The team included one electrical engineering and eight mechanical engineering students with the Autonomous Systems Lab at the Swiss Federal Institute of Technology (ETH Zurich) and two industrial design students from the Zurich University of the Arts (ZHDK).
According to Müller, there were two primary design challenges. The first was finding the correct algorithm and allocation to convert the desired orientation and position into the proper angles of the tilting motors and the right thrust of the propellers.
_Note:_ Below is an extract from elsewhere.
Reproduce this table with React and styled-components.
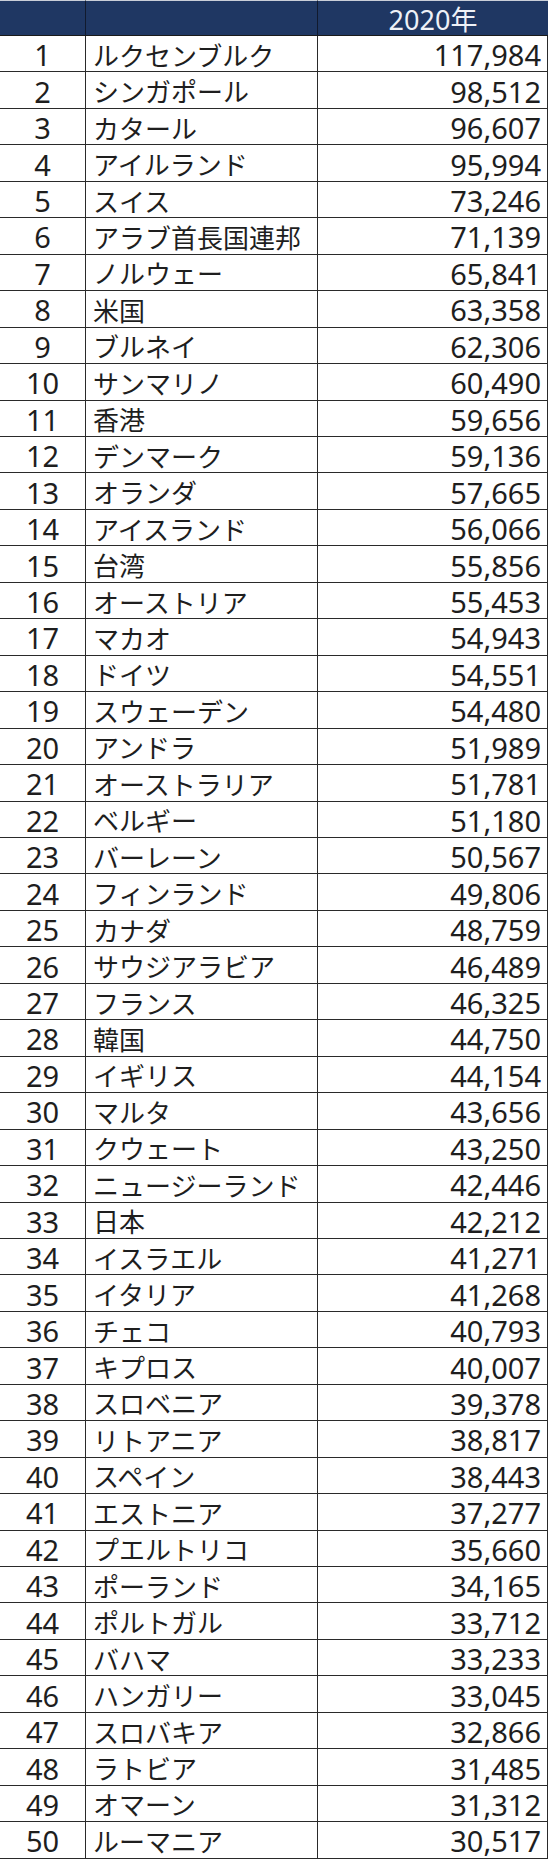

The second was communications between all of the different devices, electronics and communication protocols.
Although Müller said the Viliro drone could be used for a wide variety of applications, he believed it would be uniquely suited for the bridge inspection mission, a job that usually requires trucks and the blocking of bridges for hours at a time.
“With our system, this would be much more efficient, since it would be able to adapt to the slope of the surface and inspect the wall without having to block the bridge at all or needing any truck,” he explained.
Traditional rotocopters have the limitation of being able to fly horizontally only.
“This gives us the advantage of a much more stable flight and reduces the possibility of crashing against the wall due to wind turbulence,” Müller said.
Future feature ideas for the Voliro drone include the ability to incorporate a large sphere to roll on the ground, the ability to fly parallel to a wall, 12-degrees of freedom aerobatic maneuvers, an intuitive hand control and vision-based sensors such as a stereo camera.
Müller said the team has been contacted by possible investors and other interested parties about using the Voliro drone for applications ranging from bridge inspections to painting walls.